* _YOUR INSTRUCTIONS_: Every line of the listing must be reproduced as it stands. Leave the images behind.

Start

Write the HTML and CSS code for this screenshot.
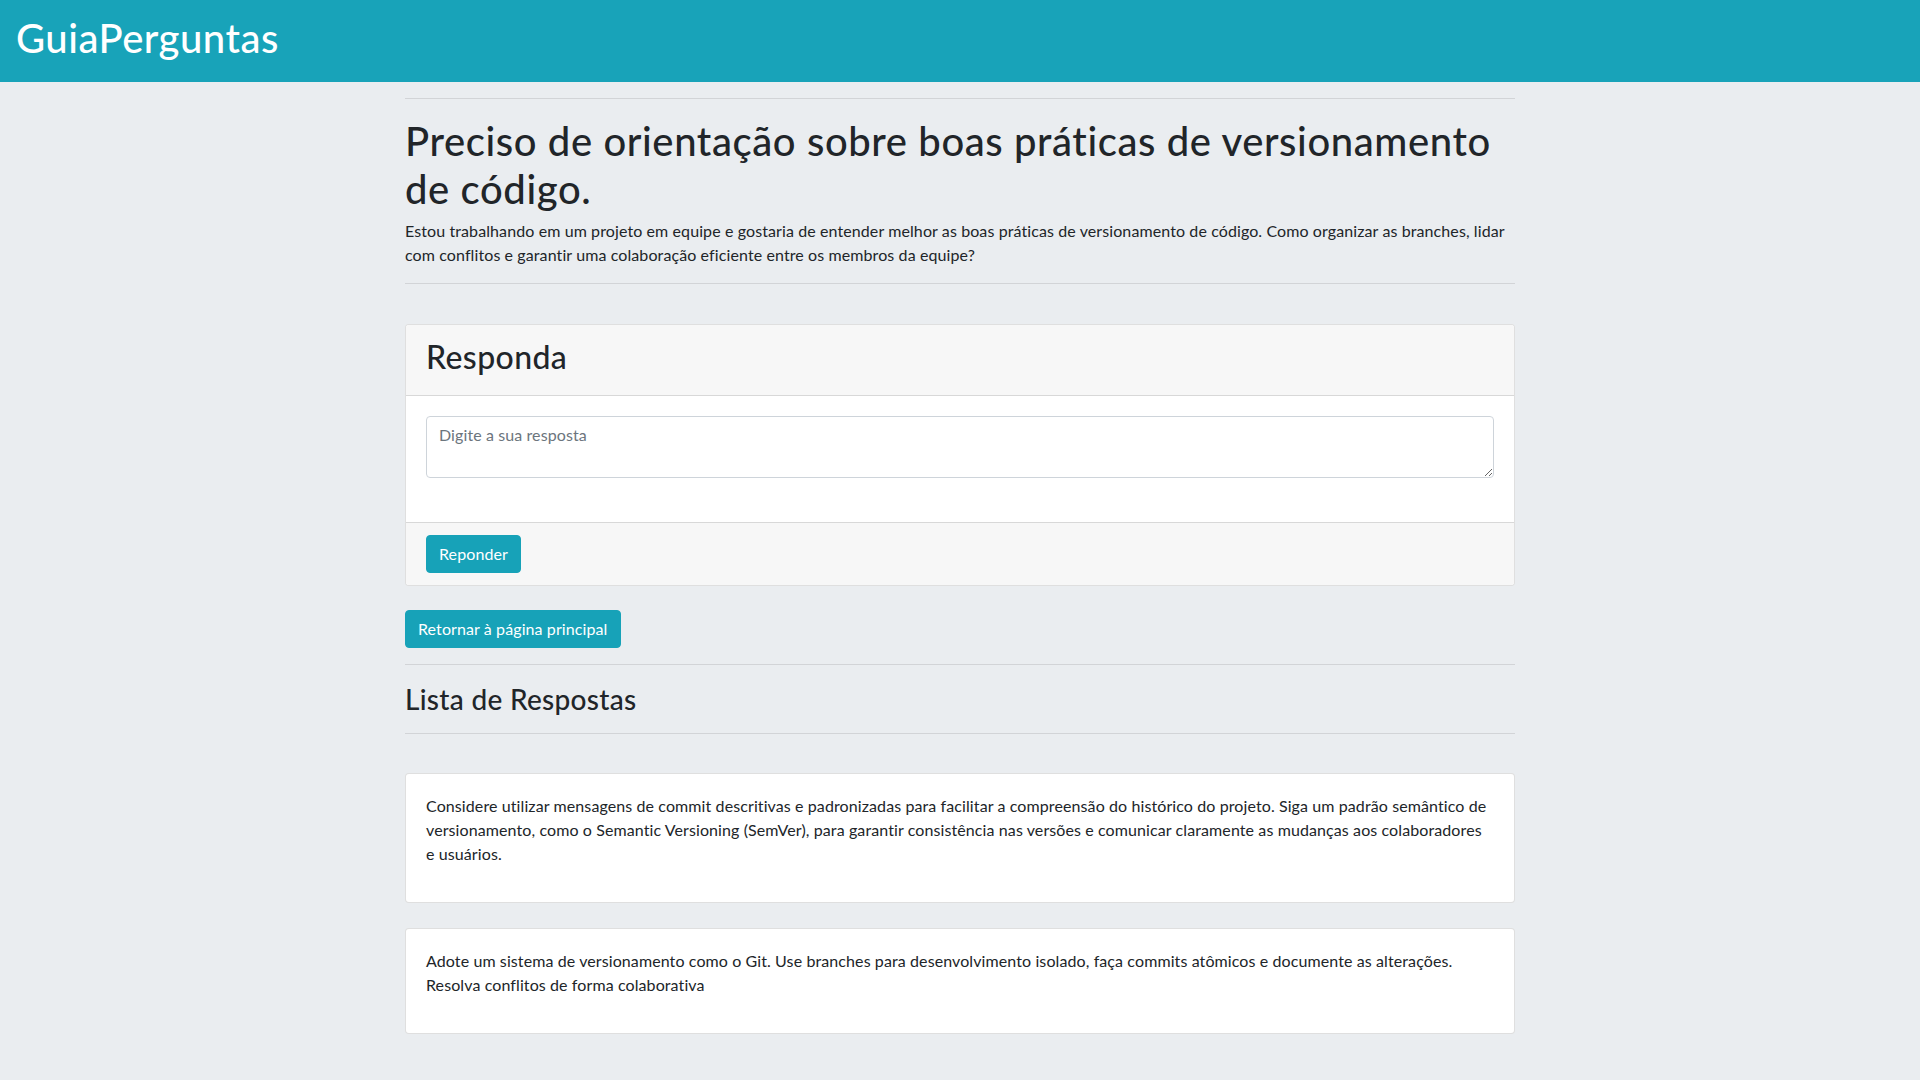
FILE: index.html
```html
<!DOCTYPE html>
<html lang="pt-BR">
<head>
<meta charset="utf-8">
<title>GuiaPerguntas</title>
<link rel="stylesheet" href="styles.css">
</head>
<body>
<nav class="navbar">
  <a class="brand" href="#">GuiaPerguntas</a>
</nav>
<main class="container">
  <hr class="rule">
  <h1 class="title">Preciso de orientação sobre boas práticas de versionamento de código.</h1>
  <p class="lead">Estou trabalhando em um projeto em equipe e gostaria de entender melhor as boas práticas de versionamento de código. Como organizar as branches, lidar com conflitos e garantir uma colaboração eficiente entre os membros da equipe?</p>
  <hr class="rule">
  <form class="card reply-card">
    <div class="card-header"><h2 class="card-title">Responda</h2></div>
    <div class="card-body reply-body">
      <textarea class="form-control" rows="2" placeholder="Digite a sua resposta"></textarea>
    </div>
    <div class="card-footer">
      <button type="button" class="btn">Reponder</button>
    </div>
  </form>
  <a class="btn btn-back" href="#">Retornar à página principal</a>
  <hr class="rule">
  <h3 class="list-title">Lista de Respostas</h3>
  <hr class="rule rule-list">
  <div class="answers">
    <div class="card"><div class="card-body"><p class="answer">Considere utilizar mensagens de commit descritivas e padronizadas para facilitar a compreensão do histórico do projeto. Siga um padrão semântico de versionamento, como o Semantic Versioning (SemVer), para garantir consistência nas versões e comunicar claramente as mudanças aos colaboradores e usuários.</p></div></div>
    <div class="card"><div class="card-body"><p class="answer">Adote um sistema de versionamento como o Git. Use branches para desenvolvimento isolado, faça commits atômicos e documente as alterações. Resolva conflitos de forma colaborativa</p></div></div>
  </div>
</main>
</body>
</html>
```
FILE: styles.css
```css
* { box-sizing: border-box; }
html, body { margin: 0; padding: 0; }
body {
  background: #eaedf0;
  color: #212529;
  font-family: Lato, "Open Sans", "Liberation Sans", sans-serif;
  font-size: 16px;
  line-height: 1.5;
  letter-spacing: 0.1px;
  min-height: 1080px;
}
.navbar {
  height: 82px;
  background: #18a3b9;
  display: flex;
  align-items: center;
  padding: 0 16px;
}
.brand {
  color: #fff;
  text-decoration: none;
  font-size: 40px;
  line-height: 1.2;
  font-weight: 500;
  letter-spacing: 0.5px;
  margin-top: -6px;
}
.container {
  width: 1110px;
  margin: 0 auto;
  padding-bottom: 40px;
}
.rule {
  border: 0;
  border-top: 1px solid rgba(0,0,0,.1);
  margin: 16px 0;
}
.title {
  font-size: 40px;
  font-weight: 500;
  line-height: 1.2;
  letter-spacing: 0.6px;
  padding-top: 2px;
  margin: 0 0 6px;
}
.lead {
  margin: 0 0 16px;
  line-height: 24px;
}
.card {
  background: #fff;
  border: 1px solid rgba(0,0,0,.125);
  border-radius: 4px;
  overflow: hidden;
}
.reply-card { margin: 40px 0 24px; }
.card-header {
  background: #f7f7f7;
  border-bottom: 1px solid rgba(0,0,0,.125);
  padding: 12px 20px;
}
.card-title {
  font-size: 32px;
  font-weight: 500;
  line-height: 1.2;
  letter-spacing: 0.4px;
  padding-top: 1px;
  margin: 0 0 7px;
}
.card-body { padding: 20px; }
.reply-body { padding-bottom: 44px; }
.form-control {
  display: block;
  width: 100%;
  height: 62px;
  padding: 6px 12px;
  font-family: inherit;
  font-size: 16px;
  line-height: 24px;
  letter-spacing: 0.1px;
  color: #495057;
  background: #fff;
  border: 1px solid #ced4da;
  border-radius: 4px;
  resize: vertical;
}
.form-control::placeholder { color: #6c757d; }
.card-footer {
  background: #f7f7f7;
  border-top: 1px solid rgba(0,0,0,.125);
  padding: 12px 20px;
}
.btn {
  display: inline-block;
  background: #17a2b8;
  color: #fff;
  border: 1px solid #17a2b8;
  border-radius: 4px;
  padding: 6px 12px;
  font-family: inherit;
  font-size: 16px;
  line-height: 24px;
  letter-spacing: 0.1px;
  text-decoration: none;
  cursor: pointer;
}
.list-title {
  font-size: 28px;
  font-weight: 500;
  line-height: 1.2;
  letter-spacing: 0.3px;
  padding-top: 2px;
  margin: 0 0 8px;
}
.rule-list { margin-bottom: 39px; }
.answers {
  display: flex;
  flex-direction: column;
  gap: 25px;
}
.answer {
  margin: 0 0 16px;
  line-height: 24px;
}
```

End

* _RESULT_:
Write the HTML and CSS code for this screenshot.
FILE: index.html
```html
<!DOCTYPE html>
<html lang="pt-BR">
<head>
<meta charset="utf-8">
<title>GuiaPerguntas</title>
<link rel="stylesheet" href="styles.css">
</head>
<body>
<nav class="navbar">
  <a class="brand" href="#">GuiaPerguntas</a>
</nav>
<main class="container">
  <hr class="rule">
  <h1 class="title">Preciso de orientação sobre boas práticas de versionamento de código.</h1>
  <p class="lead">Estou trabalhando em um projeto em equipe e gostaria de entender melhor as boas práticas de versionamento de código. Como organizar as branches, lidar com conflitos e garantir uma colaboração eficiente entre os membros da equipe?</p>
  <hr class="rule">
  <form class="card reply-card">
    <div class="card-header"><h2 class="card-title">Responda</h2></div>
    <div class="card-body reply-body">
      <textarea class="form-control" rows="2" placeholder="Digite a sua resposta"></textarea>
    </div>
    <div class="card-footer">
      <button type="button" class="btn">Reponder</button>
    </div>
  </form>
  <a class="btn btn-back" href="#">Retornar à página principal</a>
  <hr class="rule">
  <h3 class="list-title">Lista de Respostas</h3>
  <hr class="rule rule-list">
  <div class="answers">
    <div class="card"><div class="card-body"><p class="answer">Considere utilizar mensagens de commit descritivas e padronizadas para facilitar a compreensão do histórico do projeto. Siga um padrão semântico de versionamento, como o Semantic Versioning (SemVer), para garantir consistência nas versões e comunicar claramente as mudanças aos colaboradores e usuários.</p></div></div>
    <div class="card"><div class="card-body"><p class="answer">Adote um sistema de versionamento como o Git. Use branches para desenvolvimento isolado, faça commits atômicos e documente as alterações. Resolva conflitos de forma colaborativa</p></div></div>
  </div>
</main>
</body>
</html>
```
FILE: styles.css
```css
* { box-sizing: border-box; }
html, body { margin: 0; padding: 0; }
body {
  background: #eaedf0;
  color: #212529;
  font-family: Lato, "Open Sans", "Liberation Sans", sans-serif;
  font-size: 16px;
  line-height: 1.5;
  letter-spacing: 0.1px;
  min-height: 1080px;
}
.navbar {
  height: 82px;
  background: #18a3b9;
  display: flex;
  align-items: center;
  padding: 0 16px;
}
.brand {
  color: #fff;
  text-decoration: none;
  font-size: 40px;
  line-height: 1.2;
  font-weight: 500;
  letter-spacing: 0.5px;
  margin-top: -6px;
}
.container {
  width: 1110px;
  margin: 0 auto;
  padding-bottom: 40px;
}
.rule {
  border: 0;
  border-top: 1px solid rgba(0,0,0,.1);
  margin: 16px 0;
}
.title {
  font-size: 40px;
  font-weight: 500;
  line-height: 1.2;
  letter-spacing: 0.6px;
  padding-top: 2px;
  margin: 0 0 6px;
}
.lead {
  margin: 0 0 16px;
  line-height: 24px;
}
.card {
  background: #fff;
  border: 1px solid rgba(0,0,0,.125);
  border-radius: 4px;
  overflow: hidden;
}
.reply-card { margin: 40px 0 24px; }
.card-header {
  background: #f7f7f7;
  border-bottom: 1px solid rgba(0,0,0,.125);
  padding: 12px 20px;
}
.card-title {
  font-size: 32px;
  font-weight: 500;
  line-height: 1.2;
  letter-spacing: 0.4px;
  padding-top: 1px;
  margin: 0 0 7px;
}
.card-body { padding: 20px; }
.reply-body { padding-bottom: 44px; }
.form-control {
  display: block;
  width: 100%;
  height: 62px;
  padding: 6px 12px;
  font-family: inherit;
  font-size: 16px;
  line-height: 24px;
  letter-spacing: 0.1px;
  color: #495057;
  background: #fff;
  border: 1px solid #ced4da;
  border-radius: 4px;
  resize: vertical;
}
.form-control::placeholder { color: #6c757d; }
.card-footer {
  background: #f7f7f7;
  border-top: 1px solid rgba(0,0,0,.125);
  padding: 12px 20px;
}
.btn {
  display: inline-block;
  background: #17a2b8;
  color: #fff;
  border: 1px solid #17a2b8;
  border-radius: 4px;
  padding: 6px 12px;
  font-family: inherit;
  font-size: 16px;
  line-height: 24px;
  letter-spacing: 0.1px;
  text-decoration: none;
  cursor: pointer;
}
.list-title {
  font-size: 28px;
  font-weight: 500;
  line-height: 1.2;
  letter-spacing: 0.3px;
  padding-top: 2px;
  margin: 0 0 8px;
}
.rule-list { margin-bottom: 39px; }
.answers {
  display: flex;
  flex-direction: column;
  gap: 25px;
}
.answer {
  margin: 0 0 16px;
  line-height: 24px;
}
```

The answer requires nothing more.